Why August 22nd Matters

Cries for equality and justice, for rights and opportunities have been with us for far too long.  Five decades ago, in the 1970s, the Civil Rights Movement was dominating the headlines.  People on the streets demanded health care now.  Born from those demands, the community health center movement emerged.  Health centers not only provided access to needed care, but they were also a vehicle for economic growth and development in neighborhoods that needed it the most.

In Great Brook Valley, the largest public housing complex in Central MA, seven mothers came together with the same goal in mind: better access to high-quality, comprehensive and preventative care for their families.  At the time, residents faced tremendous barriers.  In some instances, it could take hours and many bus lines just to get to the emergency room.  Some patients took multiple buses with broken bones, bleeding wounds or worse.  A report from 1971 described such a situation.

One woman in her twenties brought her six-year-old daughter to a hospital with an injured arm, requesting an x-ray. The staff put a bandage on her and sent her home, but the pain persisted. At a second hospital, the child was diagnosed with a broken arm. The same mother’s eight-year-old received stitches in her leg that burst open once they reached home. Her one-and-a-half-year-old son was diagnosed with a bad asthma attack and given medication for it. A second opinion found the true problem, a collapsed lung.

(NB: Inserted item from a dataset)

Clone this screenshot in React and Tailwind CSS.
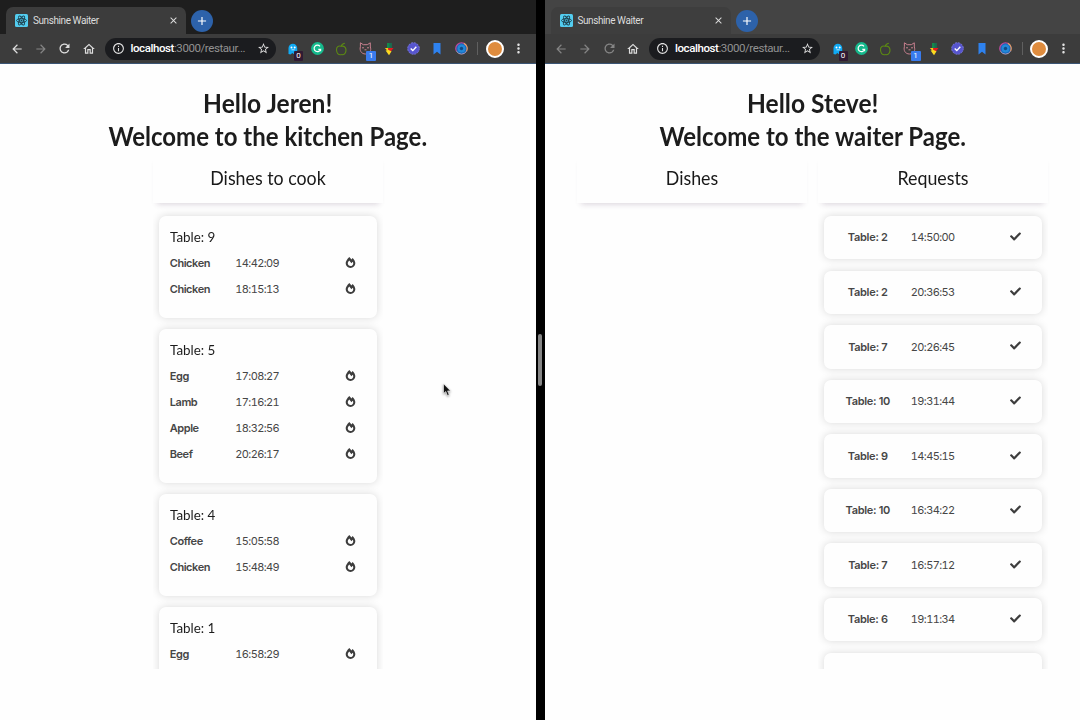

On August 22, 1972, everything changed.  Fed up with the status quo, those seven brave mothers, our Founding Mothers, from Great Brook Valley came together to bring care to the housing complex.  The mothers enlisted the help of community leader, Charles Estus, and formed a Health Committee to demonstrate need in the neighborhood.  They negotiated for one nurse practitioner to provide care in one room in one apartment, thereby founding the Great Brook Valley Health Center.  And on this day in 1972, the Health Center was incorporated.

We know the story from there: one room became five, five became a whole building, and so on until today, 50 years later, Kennedy Community Health proudly serves over 29,000 individuals through 11 sites across Central Mass and MetroWest.  These sites, staffed by over 450 members of the communities we serve, provide access to high-quality, comprehensive and inclusive care to anyone who walks through our doors.

Standing on the shoulders of our seven founding mothers, we’re forging ahead with not one, but two expansions, in both Worcester and Milford.  The story does not end here. 

We continue to carry forth the mission and vision of those seven trailblazers each and every day.  We find new opportunities.  We dream bigger, we have a greater impact, and we bring more services to more people across the Commonwealth.  Every day, we help people live healthier lives but in the words of our namesake, Senator Kennedy, the work goes on.